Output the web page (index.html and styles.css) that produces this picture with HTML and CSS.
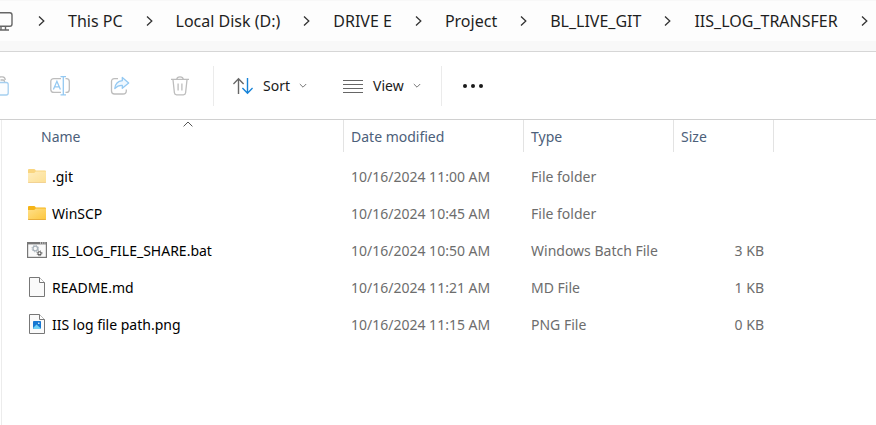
FILE: index.html
```html
<!DOCTYPE html>
<html lang="en">
<head>
<meta charset="utf-8">
<title>IIS_LOG_TRANSFER</title>
<link rel="stylesheet" href="styles.css">
</head>
<body>
<svg class="defs" aria-hidden="true">
  <defs>
    <linearGradient id="folder-fill" x1="0" y1="0" x2="1" y2="1">
      <stop offset="0" stop-color="#ffe08a"/><stop offset="1" stop-color="#fcc63c"/>
    </linearGradient>
    <symbol id="chevron" viewBox="0 0 8 12"><path d="M1.5 1.5 6.3 6 1.5 10.5" fill="none" stroke="#333" stroke-width="1.3"/></symbol>
    <symbol id="caret" viewBox="0 0 8 6"><path d="M.8 1 4 4.2 7.2 1" fill="none" stroke="#777" stroke-width="1"/></symbol>
    <symbol id="folder" viewBox="0 0 20 16">
      <path d="M1 2Q1 1 2 1H7.2Q7.8 1 8.1 1.5L8.8 2.6H18Q19 2.6 19 3.6V8H1Z" fill="#f5b417"/>
      <path d="M1 5H7.2L8.8 3.6H19V14Q19 15 18 15H2Q1 15 1 14Z" fill="url(#folder-fill)"/>
      <path d="M1.2 14.5H18.8" stroke="#e9ae3b" stroke-width="1"/>
    </symbol>
    <symbol id="page" viewBox="0 0 16 20">
      <path d="M.5.5H10.5L15.5 5.5V19.5H.5Z" fill="#fafafa" stroke="#777"/>
      <path d="M10.5.5V5.5H15.5" fill="#fff" stroke="#777"/>
    </symbol>
  </defs>
</svg>

<nav class="address" aria-label="Breadcrumb">
  <svg class="monitor" viewBox="0 0 20 20" aria-hidden="true"><g fill="none" stroke="#666" stroke-width="1.4"><rect x="1" y="1.7" width="18" height="13.6" rx="2.2"/><path d="M8 15.3V19M12.5 15.3V19M5 19H16"/></g></svg>
  <svg class="chevron"><use href="#chevron"/></svg>
  <a href="#">This PC</a>
  <svg class="chevron"><use href="#chevron"/></svg>
  <a href="#">Local Disk (D:)</a>
  <svg class="chevron"><use href="#chevron"/></svg>
  <a href="#">DRIVE E</a>
  <svg class="chevron"><use href="#chevron"/></svg>
  <a href="#">Project</a>
  <svg class="chevron"><use href="#chevron"/></svg>
  <a href="#">BL_LIVE_GIT</a>
  <svg class="chevron"><use href="#chevron"/></svg>
  <a href="#">IIS_LOG_TRANSFER</a>
  <svg class="chevron"><use href="#chevron"/></svg>
</nav>

<div class="toolbar" role="toolbar" aria-label="Commands">
  <div class="edit-group">
    <button class="tool" disabled aria-label="Paste"><svg viewBox="0 0 20 20"><path d="M3 4H5.5M10.5 4H13Q14.5 4 14.5 5.5V6M3 4Q1.5 4 1.5 5.5V17.5Q1.5 19 3 19H6" fill="none" stroke="#bbb" stroke-width="1.3"/><path d="M8.8 2.6Q9.5 .8 11 .8H12.5Q15.2 .8 15.2 4" fill="none" stroke="#bbb" stroke-width="1.3"/><rect x="8" y="6.5" width="10.2" height="12.5" rx="2" fill="#fbfdff" stroke="#a5cff0" stroke-width="1.3"/></svg></button>
    <button class="tool" disabled aria-label="Rename"><svg viewBox="0 0 20 20"><g fill="none" stroke-width="1.3"><path d="M11 2.6H4Q.8 2.6 .8 5.6V13.4Q.8 16.4 4 16.4H11M15.5 2.6H16.5Q19.3 2.6 19.3 5.6V13.4Q19.3 16.4 16.5 16.4H15.5" stroke="#bdbdbd"/><path d="M3.4 13.5 6.9 5.3 10.4 13.5M4.6 10.8H9.2M13.3 1V18.6M10.5.7H16M10.5 18.8H16" stroke="#94c9f2"/></g></svg></button>
    <button class="tool" disabled aria-label="Share"><svg viewBox="0 0 20 20"><g fill="none" stroke-width="1.3"><path d="M8 2.6H4.5Q1.5 2.6 1.5 5.6V15Q1.5 18 4.5 18H13Q16.3 18 16.3 15V13.5" stroke="#bdbdbd"/><path d="M12.3 1.5 18.7 7 12.3 12.3V9.3Q8 9 4.8 12.5Q5.5 5.5 12.3 4.7Z" fill="#f0f8ff" stroke="#94c9f2" stroke-linejoin="round"/></g></svg></button>
    <button class="tool" disabled aria-label="Delete"><svg viewBox="0 0 20 20"><path d="M1 3.4H19M6.7 3.2Q7 .8 10 .8T13.3 3.2M3 3.8 4.4 16.8Q4.6 18.8 6.6 18.8H13.4Q15.4 18.8 15.6 16.8L17 3.8M8.1 7.5V14.5M11.9 7.5V14.5" fill="none" stroke="#bdbdbd" stroke-width="1.3"/></svg></button>
  </div>
  <div class="view-group">
    <button class="menu"><svg class="glyph" viewBox="0 0 20 18"><g fill="none" stroke-width="1.4"><path d="M5.5 17V2M.4 7 5.5 1.8 10.6 7" stroke="#666"/><path d="M14.5 1V15.8M9.4 11 14.5 16.2 19.6 11" stroke="#1683d8"/></g></svg>Sort<svg class="caret"><use href="#caret"/></svg></button>
    <button class="menu"><svg class="glyph" viewBox="0 0 20 18"><path d="M0 3.5H20M0 7.5H20M0 11.5H20M0 15.5H20" stroke="#666" stroke-width="1.2"/></svg>View<svg class="caret"><use href="#caret"/></svg></button>
  </div>
  <button class="more" aria-label="See more"><svg viewBox="0 0 20 6"><g fill="#1a1a1a"><circle cx="2" cy="3" r="2"/><circle cx="10" cy="3" r="2"/><circle cx="18" cy="3" r="2"/></g></svg></button>
</div>

<main class="files">
  <table>
    <colgroup><col class="col-name"><col class="col-date"><col class="col-type"><col class="col-size"><col></colgroup>
    <thead>
      <tr>
        <th scope="col" aria-sort="ascending">Name<svg class="sorted" viewBox="0 0 10 6" aria-hidden="true"><path d="M.6 5.4 5 1 9.4 5.4" fill="none" stroke="#555"/></svg></th>
        <th scope="col">Date modified</th><th scope="col">Type</th><th scope="col">Size</th><td></td>
      </tr>
    </thead>
    <tbody>
      <tr><td><div class="file"><svg class="folder faded"><use href="#folder"/></svg>.git</div></td><td>10/16/2024 11:00 AM</td><td>File folder</td><td></td><td></td></tr>
      <tr><td><div class="file"><svg class="folder"><use href="#folder"/></svg>WinSCP</div></td><td>10/16/2024 10:45 AM</td><td>File folder</td><td></td><td></td></tr>
      <tr><td><div class="file"><svg class="doc" viewBox="0 0 20 20"><rect x=".6" y="2.6" width="18.8" height="14.8" fill="#fafafa" stroke="#777" stroke-width="1.2"/><path d="M0 3.2H20" stroke="#777" stroke-width="2.4"/><path d="M13 3H14M15.2 3H16.2M17.4 3H18.4" stroke="#fff"/><circle cx="8.3" cy="8.5" r="2.3" fill="none" stroke="#a9b3bb" stroke-width="1.3"/><circle cx="8.3" cy="8.5" r="3.3" fill="none" stroke="#a9b3bb" stroke-width="1" stroke-dasharray="1.3 1.3"/><circle cx="12.5" cy="13.3" r="1.6" fill="none" stroke="#555" stroke-width="1.1"/><circle cx="12.5" cy="13.3" r="2.5" fill="none" stroke="#555" stroke-width=".8" stroke-dasharray="1 1"/></svg>IIS_LOG_FILE_SHARE.bat</div></td><td>10/16/2024 10:50 AM</td><td>Windows Batch File</td><td>3 KB</td><td></td></tr>
      <tr><td><div class="file"><svg class="doc"><use href="#page"/></svg>README.md</div></td><td>10/16/2024 11:21 AM</td><td>MD File</td><td>1 KB</td><td></td></tr>
      <tr><td><div class="file"><svg class="doc" viewBox="0 0 20 20"><use href="#page" x="2" width="16" height="20"/><rect x="6" y="7" width="8" height="8" rx=".8" fill="#1677d2"/><path d="M6 14 9.5 10.4 14 14.5Q13.7 15 13 15H7Q6 15 6 14Z" fill="#6fd0f6"/><circle cx="11.8" cy="9.2" r=".8" fill="#fff"/></svg>IIS log file path.png</div></td><td>10/16/2024 11:15 AM</td><td>PNG File</td><td>0 KB</td><td></td></tr>
    </tbody>
  </table>
</main>
</body>
</html>
```
FILE: styles.css
```css
* { box-sizing: border-box; }

body {
  display: flex;
  flex-direction: column;
  min-height: 100vh;
  margin: 0;
  overflow-x: hidden;
  background: #fff;
  color: #1a1a1a;
  font: 14px/20px "Noto Sans", "Open Sans", sans-serif;
}

svg { display: block; flex: none; }
.defs { position: absolute; width: 0; height: 0; }

.address {
  display: flex;
  align-items: center;
  gap: 22px;
  height: 52px;
  padding-bottom: 10px;
  overflow: hidden;
  border-bottom: 1px solid #d6d6d6;
  background: linear-gradient(#f8f8f8 1px, #fdfdfd 1px 41px, #f8f8f8 41px);
  font-size: 16px;
  white-space: nowrap;
}
.address a { color: #1f1f1f; text-decoration: none; }
.monitor { width: 20px; height: 20px; margin: 0 2px 0 -7px; }
.chevron { width: 9px; height: 12px; }

.toolbar {
  display: flex;
  align-items: center;
  height: 68px;
  border-bottom: 1px solid #d0d0d0;
}
button {
  padding: 0;
  border: 0;
  background: none;
  color: inherit;
  font: inherit;
}
.edit-group, .view-group {
  display: flex;
  align-items: center;
  height: 40px;
  border-right: 1px solid #ebebeb;
}
.edit-group { gap: 40px; margin-left: -10px; padding-right: 23px; }
.view-group { gap: 36px; padding: 0 20px 0 19px; }
.tool svg { width: 20px; height: 20px; }
.menu { display: flex; align-items: center; gap: 9px; }
.glyph { width: 20px; height: 18px; margin-right: 1px; }
.caret { width: 8px; height: 6px; }
.more { margin-left: 21px; }
.more svg { width: 20px; height: 6px; }

.files {
  flex: 1;
  margin-left: 1px;
  border-left: 1px solid #ececec;
}
table { width: 100%; border-collapse: separate; border-spacing: 0; table-layout: fixed; }
.col-name { width: 342px; }
.col-date { width: 180px; }
.col-type { width: 150px; }
.col-size { width: 100px; }
th, td { padding: 0 10px 0 7px; text-align: left; white-space: nowrap; }
th {
  position: relative;
  height: 32px;
  padding-top: 2px;
  border-right: 1px solid #e3e3e3;
  color: #4c607a;
  font-weight: 400;
}
th:first-child { padding-left: 39px; }
.sorted { position: absolute; top: 1px; left: 181px; width: 10px; height: 6px; }
tbody::before { content: ""; display: table-row; height: 6px; }
tbody td { height: 37px; color: #6d6d6d; }
tbody td:first-child { padding-left: 25px; color: #000; }
tbody td:nth-child(4) { text-align: right; }
.file { display: flex; align-items: center; gap: 5px; }
.file svg { margin-bottom: 2px; }
.folder { width: 20px; height: 16px; }
.faded { opacity: .55; }
.doc { width: 20px; height: 20px; }
```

==================================================

- [Aim]
Pull every line containing the word "index" out of the material and copy it.

- [Output of the task]
Output the web page (index.html and styles.css) that produces this picture with HTML and CSS.
FILE: index.html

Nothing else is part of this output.